6. Visualizing the Results
To make insights more accessible, visualize the queried data using Python and Matplotlib. Export the CSVs as above, then create a visualization script.
Step 1: Install Required Libraries (if needed)
Ensure Pandas and Matplotlib are available (they come with many Python environments; install via
pip install pandas matplotlib
Step 2: Create Visualization Script
Create ~/bigdata/visualize_logs.py:
import pandas as pd
import matplotlib.pyplot as plt
# Load CSVs
top_urls = pd.read_csv('~/bigdata/top_urls.csv', header=None, names=['url', 'count'])
status_counts = pd.read_csv('~/bigdata/status_counts.csv', header=None, names=['status', 'count'])
daily_hits = pd.read_csv('~/bigdata/daily_hits.csv', header=None, names=['date', 'count'])
# Plot Top URLs (Bar Chart)
plt.figure(figsize=(10, 6))
plt.barh(top_urls['url'][:10], top_urls['count'][:10])
plt.xlabel('Count')
plt.ylabel('URL')
plt.title('Top 10 URLs by Hits')
plt.gca().invert_yaxis()
plt.savefig('~/bigdata/top_urls.png')
plt.show()
# Plot Status Counts (Pie Chart)
plt.figure(figsize=(8, 8))
plt.pie(status_counts['count'], labels=status_counts['status'], autopct='%1.1f%%')
plt.title('HTTP Status Code Distribution')
plt.savefig('~/bigdata/status_counts.png')
plt.show()
# Plot Daily Hits (Line Chart)
daily_hits['date'] = pd.to_datetime(daily_hits['date'])
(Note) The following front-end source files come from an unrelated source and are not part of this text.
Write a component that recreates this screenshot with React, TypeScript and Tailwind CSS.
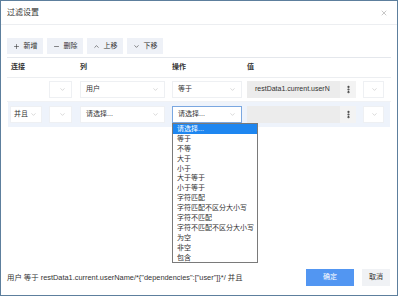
import { Plus, Minus, ChevronUp, ChevronDown, X, EllipsisVertical } from 'lucide-react';

const font = { fontFamily: '"Liberation Sans", "Noto Sans CJK SC", sans-serif' };

const ops = [
  '请选择...',
  '等于',
  '不等',
  '大于',
  '小于',
  '大于等于',
  '小于等于',
  '字符匹配',
  '字符匹配不区分大小写',
  '字符不匹配',
  '字符不匹配不区分大小写',
  '为空',
  '非空',
  '包含',
];

function Select({ label = '', className = '', focus = false }: { label?: string; className?: string; focus?: boolean }) {
  return (
    <div
      className={`flex items-center justify-between h-[17px] bg-white px-[5px] text-[7px] text-[#333] border ${
        focus ? 'border-[#7aa7e0]' : 'border-[#eef0f3]'
      } ${className}`}
    >
      <span className="whitespace-nowrap shrink-0">{label}</span>
      <ChevronDown size={7} className="text-[#aaa] shrink-0" strokeWidth={1.5} />
    </div>
  );
}

function ToolButton({ icon, label }: { icon: React.ReactNode; label: string }) {
  return (
    <button type="button" className="flex items-center gap-[4px] h-[16px] w-[36px] justify-center bg-[#eef1f7] text-[7px] text-[#333]">
      {icon}
      {label}
    </button>
  );
}

function ValueBox({ text = '' }: { text?: string }) {
  return (
    <div className="flex items-center w-[109px] h-[17px] ml-[5px] bg-[#ececec] text-[7px] text-[#333]">
      <span className="flex-1 pl-[8px] whitespace-nowrap overflow-hidden">{text}</span>
      <div className="w-[16px] h-full flex items-center justify-center bg-[#f3f3f3]">
        <EllipsisVertical size={9} strokeWidth={3.5} className="text-[#333]" />
      </div>
    </div>
  );
}

export default function App() {
  return (
    <div className="relative w-[398px] h-[296px] bg-white border border-[#5d7f9d] flex flex-col overflow-hidden" style={font}>
      <div className="flex items-center justify-between h-[24px] px-[6px] border-b border-[#eceef1]">
        <span className="text-[8px] text-[#333]">过滤设置</span>
        <X size={8} className="text-[#aaa] mr-[3px]" />
      </div>

      <div className="mx-[6px] pt-[13px] pb-[3px] flex gap-[4px] border-b border-[#e4e7ec]">
        <ToolButton icon={<Plus size={7} strokeWidth={2} />} label="新增" />
        <ToolButton icon={<Minus size={7} strokeWidth={2} />} label="删除" />
        <ToolButton icon={<ChevronUp size={7} strokeWidth={2} />} label="上移" />
        <ToolButton icon={<ChevronDown size={7} strokeWidth={2} />} label="下移" />
      </div>

      <div className="mx-[6px] grid grid-cols-[73px_92px_75px_116px_auto] items-center h-[20px] border-b border-[#eceef1] text-[7px] text-[#333] font-bold">
        <span className="pl-[4px]">连接</span>
        <span>列</span>
        <span>操作</span>
        <span>值</span>
        <span />
      </div>

      <div className="mx-[6px] flex items-center h-[24px] border-b border-[#f0f2f5]">
        <div className="w-[42px]" />
        <Select className="w-[23px]" />
        <Select label="用户" className="w-[85px] ml-[8px]" />
        <Select label="等于" className="w-[70px] ml-[7px]" />
        <ValueBox text="restData1.current.userN" />
        <Select className="w-[21px] ml-[7px]" />
      </div>

      <div className="relative mx-[7px] flex items-center h-[25px] bg-[#eef3fb]">
        <Select label="并且" className="w-[32px] ml-[2px] !px-[3px] !justify-start gap-[2px]" />
        <Select className="w-[23px] ml-[7px]" />
        <Select label="请选择..." className="w-[85px] ml-[8px]" />
        <Select label="请选择..." focus className="w-[70px] ml-[7px]" />
        <ValueBox />
        <Select className="w-[21px] ml-[7px]" />

        <ul className="absolute left-[164px] top-[21px] w-[86px] bg-white border border-[#7a7a7a] z-10 text-[7px] text-[#333]">
          {ops.map((o, i) => (
            <li
              key={o}
              className={`h-[9.9px] leading-[9.9px] px-[4px] whitespace-nowrap ${i === 0 ? 'bg-[#1e86f0] text-white' : ''}`}
            >
              {o}
            </li>
          ))}
        </ul>
      </div>

      <div className="mt-auto flex items-center justify-between pl-[6px] pr-[7px] pb-[9px]">
        <span className="text-[7.4px] text-[#333]">
          用户 等于 restData1.current.userName/*{'{"dependencies":["user"]}'}*/ 并且
        </span>
        <div className="flex gap-[8px]">
          <button type="button" className="w-[48px] h-[17px] bg-[#5296f2] text-white text-[7px]">确定</button>
          <button type="button" className="w-[28px] h-[17px] bg-[#f0f2f5] text-[#333] text-[7px]">取消</button>
        </div>
      </div>
    </div>
  );
}
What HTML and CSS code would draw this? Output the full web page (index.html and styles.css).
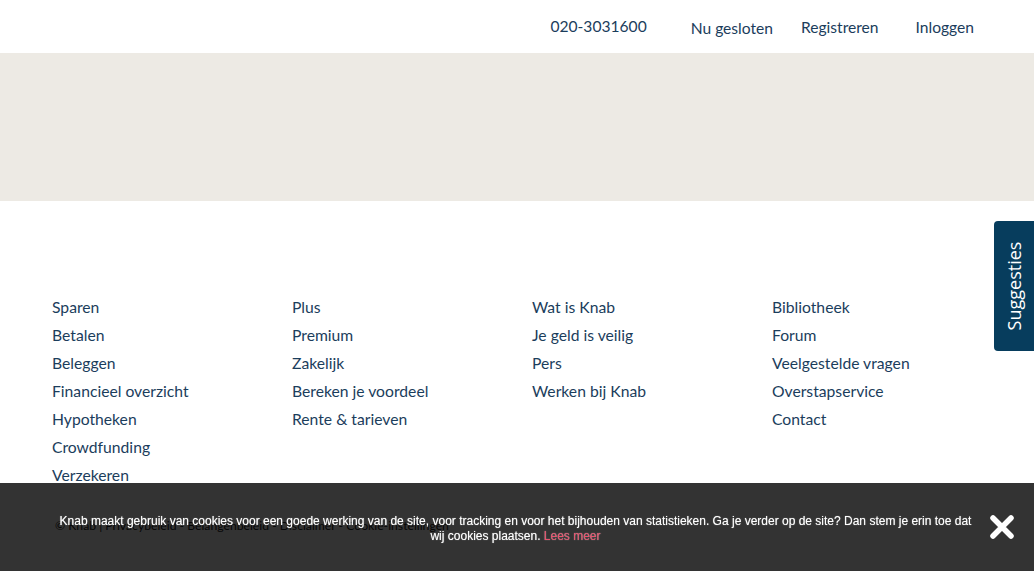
FILE: index.html
```html
<!DOCTYPE html>
<html lang="nl">
<head>
<meta charset="utf-8">
<title>Knab</title>
<link rel="stylesheet" href="styles.css">
</head>
<body>
<header class="topbar">
  <div class="container topbar-inner">
    <a class="top-link phone" href="#">020-3031600</a>
    <span class="top-link status">Nu gesloten</span>
    <a class="top-link register" href="#">Registreren</a>
    <a class="top-link login" href="#">Inloggen</a>
  </div>
</header>
<section class="band"></section>
<footer class="footer">
  <div class="container columns">
    <ul class="col">
      <li><a href="#">Sparen</a></li>
      <li><a href="#">Betalen</a></li>
      <li><a href="#">Beleggen</a></li>
      <li><a href="#">Financieel overzicht</a></li>
      <li><a href="#">Hypotheken</a></li>
      <li><a href="#">Crowdfunding</a></li>
      <li><a href="#">Verzekeren</a></li>
    </ul>
    <ul class="col">
      <li><a href="#">Plus</a></li>
      <li><a href="#">Premium</a></li>
      <li><a href="#">Zakelijk</a></li>
      <li><a href="#">Bereken je voordeel</a></li>
      <li><a href="#">Rente &amp; tarieven</a></li>
    </ul>
    <ul class="col">
      <li><a href="#">Wat is Knab</a></li>
      <li><a href="#">Je geld is veilig</a></li>
      <li><a href="#">Pers</a></li>
      <li><a href="#">Werken bij Knab</a></li>
    </ul>
    <ul class="col">
      <li><a href="#">Bibliotheek</a></li>
      <li><a href="#">Forum</a></li>
      <li><a href="#">Veelgestelde vragen</a></li>
      <li><a href="#">Overstapservice</a></li>
      <li><a href="#">Contact</a></li>
    </ul>
  </div>
  <div class="container legal">© Knab | Privacybeleid - Belangenbeleid - Disclaimer - Cookie-instellingen</div>
</footer>

<a class="suggest" href="#"><span>Suggesties</span></a>

<div class="cookiebar">
  <p class="cookie-text">Knab maakt gebruik van cookies voor een goede werking van de site, voor tracking en voor het bijhouden van statistieken. Ga je verder op de site? Dan stem je erin toe dat wij cookies plaatsen. <a href="#">Lees meer</a></p>
  <button class="cookie-close" aria-label="Sluiten">
    <svg width="26" height="26" viewBox="0 0 26 26"><path d="M4 4 L22 22 M22 4 L4 22" stroke="#fff" stroke-width="5.5" stroke-linecap="round"/></svg>
  </button>
</div>
</body>
</html>
```

FILE: styles.css
```css
* { box-sizing: border-box; }
html, body { margin: 0; padding: 0; }
body {
  font-family: Lato, "Open Sans", sans-serif;
  color: #1b3d5c;
  background: #fff;
  height: 571px;
  overflow: hidden;
}
a { color: inherit; text-decoration: none; }
.container { width: 960px; margin: 0 auto; }

.topbar { height: 53px; background: #fff; }
.topbar-inner {
  display: flex;
  justify-content: flex-end;
  align-items: center;
  height: 53px;
  padding-right: 23px;
  font-size: 15.6px;
}
.top-link { line-height: 20px; }
.phone { padding-bottom: 1px; }
.status { margin-left: 44px; padding-top: 3px; }
.register { margin-left: 28px; }
.login { margin-left: 37px; }

.band { height: 148px; background: #edeae4; }

.footer { padding-top: 92px; }
.columns { display: flex; }
.col {
  list-style: none;
  margin: 0;
  padding: 0 15px;
  width: 240px;
  font-size: 15.7px;
  line-height: 28px;
}
.legal {
  padding: 29px 18px 0;
  font-size: 12.2px;
  line-height: 16px;
  color: #1e1e1e;
}

.suggest {
  position: fixed;
  right: 0;
  top: 221px;
  width: 40px;
  height: 130px;
  background: #073d5d;
  border-radius: 4px 0 0 4px;
  display: flex;
  align-items: center;
  justify-content: center;
}
.suggest span {
  transform: rotate(-90deg);
  color: #fff;
  font-family: "Open Sans", sans-serif;
  font-size: 18px;
  white-space: nowrap;
}

.cookiebar {
  position: fixed;
  left: 0;
  right: 0;
  bottom: 0;
  height: 88px;
  background: rgba(0, 0, 0, 0.8);
  display: flex;
  align-items: center;
  justify-content: center;
}
.cookie-text {
  margin: 4px 0 0 -3px;
  width: 918px;
  text-align: center;
  font-family: "Liberation Sans", Arial, sans-serif;
  font-size: 12px;
  line-height: 15px;
  color: #fff;
  text-shadow: 0 0 1px rgba(255,255,255,0.6);
}
.cookie-text a { color: #e8536e; }
.cookie-close {
  position: absolute;
  right: 19px;
  top: 31px;
  width: 26px;
  height: 26px;
  padding: 0;
  border: 0;
  background: none;
}
.cookie-close svg { display: block; }
```
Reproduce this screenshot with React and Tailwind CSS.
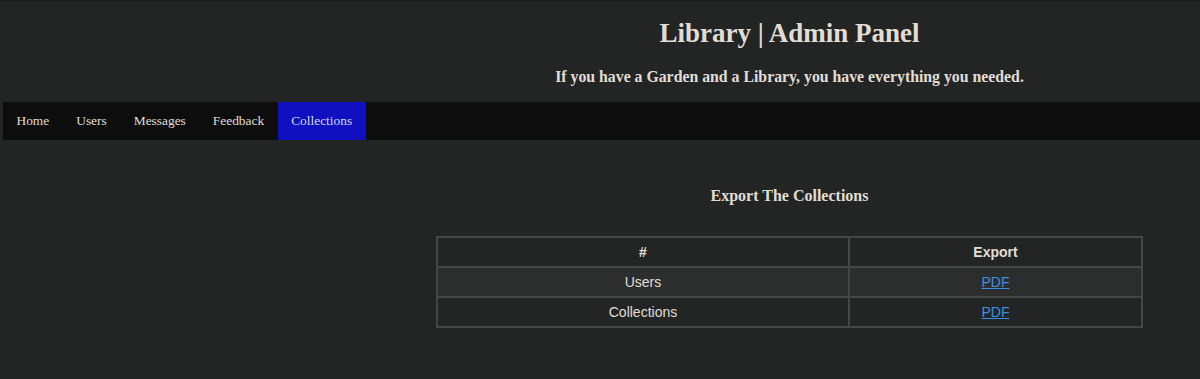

plt.figure(figsize=(12, 6))
plt.plot(daily_hits['date'], daily_hits['count'])
plt.xlabel('Date')
plt.ylabel('Hits')
plt.title('Daily Website Hits')
plt.xticks(rotation=45)
plt.savefig('~/bigdata/daily_hits.png')
plt.show()
Step 3: Run the Script
python ~/bigdata/visualize_logs.py
This generates PNG files for each visualization. You can embed them in reports or dashboards. For more advanced visuals, consider integrating with tools like Tableau or using Spark's built-in plotting in notebooks (e.g., via Jupyter with PySpark).
This completes the pipeline! You've now ingested, processed, queried, and visualized web logs using a robust big data ecosystem. If you encounter issues, check logs in $HADOOP_HOME/logs or Flume console output. Happy analyzing!